In the recent Federal Student Aid Book: Vol. 2010-2011, a few minor changes were made that apply to homeschoolers who want to apply for admission to colleges and universities and for Federal loans and grants for college.
Firstly, colleges are supposed to treat homeschoolers like they do any other high school graduates, as long as the laws of their state treat them similarly. Most states see homeschooled students as similar to public or private schooled ones in most ways, so this shouldn’t impact students much. The wording could be used to encourage admissions and financial aid officers to take homeschoolers seriously.
Secondly, a student who is below the age of compulsory attendance can use college to meet the requirements for school attendance if they have completed a course of secondary school study that is mandated for their state.
Volume 2, chapter 1, page 6 says that the school “may rely on a homeschooled student’s self-certification that he or she completed secondary school in a homeschool setting.” This means that schools may not demand that students produce a ‘state approved’ diploma for admission. Students can certify that they have completed the course of study needed to graduate in their state and have fulfilled the laws pertaining to homeschooling in their state. Colleges will not lose accreditation for accepting homeschoolers, even those who are younger than the typical student.
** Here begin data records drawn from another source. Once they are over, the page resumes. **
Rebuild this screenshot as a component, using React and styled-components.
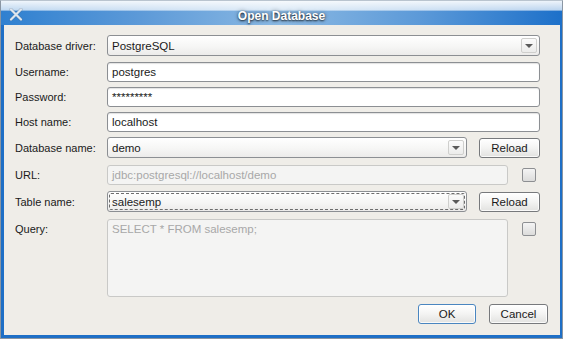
import React from "react";
import styled, { createGlobalStyle, css } from "styled-components";

const GlobalStyle = createGlobalStyle`
  html, body {
    margin: 0;
    padding: 0;
    background: #ffffff;
  }
  body {
    font-family: "Liberation Sans", Arial, sans-serif;
    font-size: 11px;
    color: #1a1a1a;
  }
`;

const Window = styled.div`
  width: 563px;
  height: 339px;
  box-sizing: border-box;
  border: 1px solid #8a96a3;
  border-top-color: #b9c4cf;
  background: #1e6fc6;
  display: flex;
  flex-direction: column;
  overflow: hidden;
`;

const TitleBar = styled.div`
  height: 24px;
  flex: none;
  display: flex;
  align-items: center;
  position: relative;
  background:
    linear-gradient(
      to bottom,
      rgba(255, 255, 255, 0.92) 0,
      rgba(255, 255, 255, 0.7) 38%,
      rgba(255, 255, 255, 0) 42%
    ),
    linear-gradient(to right, #2f80d0 0, #5d9ad8 25%, #8bb9e3 50%, #5b99d8 75%, #1d70c9 100%);
`;

const CloseIcon = styled.svg`
  position: absolute;
  left: 8px;
  top: 7px;
`;

const Title = styled.div`
  flex: 1;
  text-align: center;
  padding-top: 5px;
  font-weight: bold;
  font-size: 12px;
  color: #ffffff;
  text-shadow: 0 1px 2px rgba(0, 0, 0, 0.75), 0 0 4px rgba(0, 0, 0, 0.45);
`;

const Body = styled.div`
  flex: 1;
  margin: 0 2px 3px 3px;
  background: #efede8;
  padding: 10px 12px 0 11px;
  display: flex;
  flex-direction: column;
`;

const Form = styled.div`
  display: flex;
  flex-direction: column;
  gap: 5px;
  padding-right: 8px;
`;

const Row = styled.div`
  display: grid;
  grid-template-columns: 92px 1fr;
  align-items: ${(p) => (p.$top ? "start" : "center")};
  margin-top: ${(p) => p.$extra || 0}px;
`;

const Label = styled.label`
  padding-top: ${(p) => (p.$top ? "4px" : "0")};
`;

const Controls = styled.div`
  display: flex;
  align-items: ${(p) => (p.$top ? "flex-start" : "center")};
  gap: ${(p) => p.$gap || 12}px;
  padding-right: ${(p) => p.$pr || 0}px;
`;

const fieldBase = css`
  box-sizing: border-box;
  flex: 1;
  border: 1px solid #8c8f93;
  border-radius: 3px;
  padding: 0 4px;
  display: flex;
  align-items: center;
  font-size: 11.5px;
`;

const TextField = styled.div`
  ${fieldBase};
  height: 20px;
  background: #ffffff;
  box-shadow: inset 0 1px 1px rgba(0, 0, 0, 0.12);
  ${(p) =>
    p.$disabled &&
    css`
      background: #f4f4f3;
      border-color: #c9c9c7;
      color: #a8a8a8;
      box-shadow: none;
    `}
`;

const TextArea = styled.div`
  ${fieldBase};
  height: 78px;
  align-items: flex-start;
  padding-top: 3px;
  background: #f4f4f3;
  border-color: #c9c9c7;
  color: #a8a8a8;
`;

const Combo = styled.div`
  ${fieldBase};
  height: 21px;
  padding-right: 2px;
  background: linear-gradient(to bottom, #ffffff 0, #f6f6f5 55%, #ecebea 100%);
  position: relative;
  ${(p) =>
    p.$focused &&
    css`
      &::after {
        content: "";
        position: absolute;
        inset: 1px;
        border: 1px dashed #6d6d6d;
        border-radius: 2px;
        pointer-events: none;
      }
    `}
`;

const ComboText = styled.span`
  flex: 1;
`;

const ArrowBox = styled.span`
  width: 16px;
  height: 15px;
  box-sizing: border-box;
  border: 1px solid #cfcfcd;
  border-radius: 2px;
  background: linear-gradient(to bottom, #fbfbfb, #ececeb);
  display: flex;
  align-items: center;
  justify-content: center;
  &::before {
    content: "";
    border-left: 4px solid transparent;
    border-right: 4px solid transparent;
    border-top: 4px solid #5a5a5a;
  }
`;

const Button = styled.button`
  box-sizing: border-box;
  width: ${(p) => p.$w || 61}px;
  height: ${(p) => p.$h || 20}px;
  flex: none;
  font-family: "Liberation Sans", Arial, sans-serif;
  font-size: 11.5px;
  color: #1a1a1a;
  border: 1px solid ${(p) => (p.$default ? "#4a86c0" : "#77797c")};
  border-radius: 3px;
  background: linear-gradient(to bottom, #ffffff 0, #f5f5f4 45%, #e2e2e0 100%);
  box-shadow: inset 0 0 0 1px rgba(255, 255, 255, 0.8);
  padding: 0;
`;

const Check = styled.span`
  box-sizing: border-box;
  width: 14px;
  height: 14px;
  flex: none;
  margin-top: ${(p) => p.$mt || 0}px;
  border: 1px solid #8d8f92;
  border-radius: 2px;
  background: linear-gradient(to bottom, #f4f4f4, #dcdcdb);
`;

const ButtonBar = styled.div`
  display: flex;
  justify-content: flex-end;
  gap: 13px;
  margin-top: 7px;
`;

const ComboBox = ({ value, focused }) => (
  <Combo $focused={focused}>
    <ComboText>{value}</ComboText>
    <ArrowBox />
  </Combo>
);

export default function App() {
  return (
    <>
      <GlobalStyle />
      <Window>
        <TitleBar>
          <CloseIcon width="14" height="13" viewBox="0 0 14 13">
            <path d="M2 1.5 L12 11.5 M12 1.5 L2 11.5" stroke="#5a6d80" strokeWidth="3.2" strokeLinecap="round" opacity="0.35" />
            <path d="M2 1.5 L12 11.5 M12 1.5 L2 11.5" stroke="#dfe6ee" strokeWidth="2.2" strokeLinecap="round" />
          </CloseIcon>
          <Title>Open Database</Title>
        </TitleBar>
        <Body>
          <Form>
            <Row>
              <Label>Database driver:</Label>
              <Controls>
                <ComboBox value="PostgreSQL" />
              </Controls>
            </Row>
            <Row $extra={1}>
              <Label>Username:</Label>
              <Controls>
                <TextField>postgres</TextField>
              </Controls>
            </Row>
            <Row>
              <Label>Password:</Label>
              <Controls>
                <TextField>*********</TextField>
              </Controls>
            </Row>
            <Row>
              <Label>Host name:</Label>
              <Controls>
                <TextField>localhost</TextField>
              </Controls>
            </Row>
            <Row>
              <Label>Database name:</Label>
              <Controls>
                <ComboBox value="demo" />
                <Button>Reload</Button>
              </Controls>
            </Row>
            <Row $extra={2}>
              <Label>URL:</Label>
              <Controls $gap={14} $pr={4}>
                <TextField $disabled>jdbc:postgresql://localhost/demo</TextField>
                <Check />
              </Controls>
            </Row>
            <Row $extra={1}>
              <Label>Table name:</Label>
              <Controls>
                <ComboBox value="salesemp" focused />
                <Button>Reload</Button>
              </Controls>
            </Row>
            <Row $top $extra={2}>
              <Label $top>Query:</Label>
              <Controls $top $gap={14} $pr={4}>
                <TextArea>SELECT * FROM salesemp;</TextArea>
                <Check $mt={3} />
              </Controls>
            </Row>
          </Form>
          <ButtonBar>
            <Button $default $w={58}>OK</Button>
            <Button $w={59}>Cancel</Button>
          </ButtonBar>
        </Body>
      </Window>
    </>
  );
}
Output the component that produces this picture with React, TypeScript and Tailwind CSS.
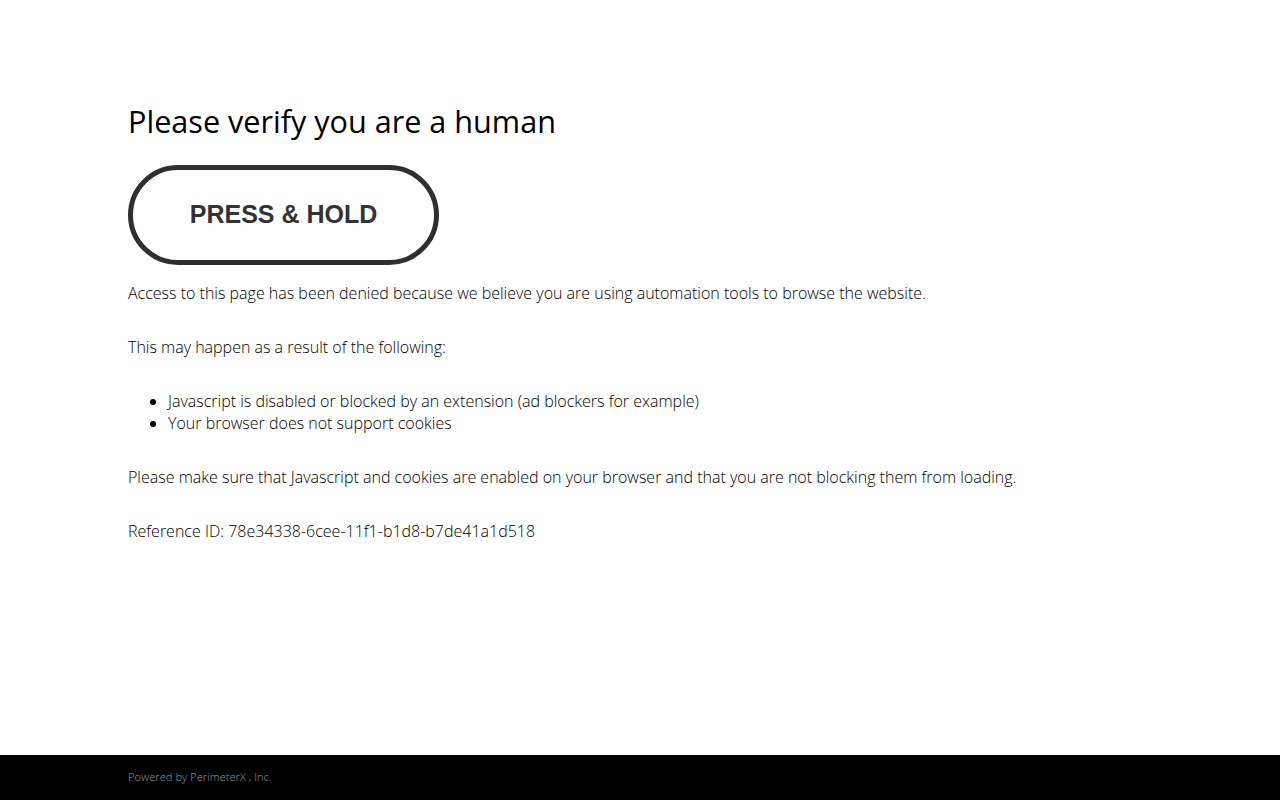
export default function App() {
  return (
    <div className="flex min-h-screen flex-col bg-white font-['Open_Sans',sans-serif] text-black">
      <main className="flex-1 px-32 pt-[98px]">
        <h1 className="text-[30.6px] leading-[46px] font-normal text-black">
          Please verify you are a human
        </h1>
        <div className="mt-[21px] flex h-[100px] w-[311px] items-center justify-center rounded-full border-[5px] border-[#2f2f2f] bg-white">
          <span className="font-['Liberation_Sans',Arial,sans-serif] text-[25px] font-bold text-[#333]">
            PRESS &amp; HOLD
          </span>
        </div>
        <div className="mt-[17px] text-base leading-[22px] font-light">
          <p>
            Access to this page has been denied because we believe you are using
            automation tools to browse the website.
          </p>
          <p className="mt-8">This may happen as a result of the following:</p>
          <ul className="mt-8 list-disc pl-10">
            <li>Javascript is disabled or blocked by an extension (ad blockers for example)</li>
            <li>Your browser does not support cookies</li>
          </ul>
          <p className="mt-8">
            Please make sure that Javascript and cookies are enabled on your browser
            and that you are not blocking them from loading.
          </p>
          <p className="mt-8">Reference ID: 78e34338-6cee-11f1-b1d8-b7de41a1d518</p>
        </div>
      </main>
      <footer className="flex h-[45px] items-center bg-black px-32">
        <span className="text-[11.2px] font-light text-[#999]">
          Powered by PerimeterX , Inc.
        </span>
      </footer>
    </div>
  );
}
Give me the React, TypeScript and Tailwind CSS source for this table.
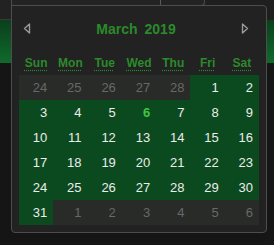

One important note: when filling out FAFSA paperwork, be sure to choose ‘homeschool diploma’ when asked. Currently, colleges are being asked to verify diplomas in order to make sure that they are from valid schools instead of diploma mills. While it may sound good to say that your child’s diploma comes from ‘Miller Academy’, your homeschool’s name, it will not show up as a valid school and your child’s application for aid will be slowed down by an investigation. Homeschool diplomas are seen as perfectly valid by FAFSA, thanks to the Reauthorization of Higher Education Act of 2008, which discouraged discrimination against homeschoolers by colleges and universities.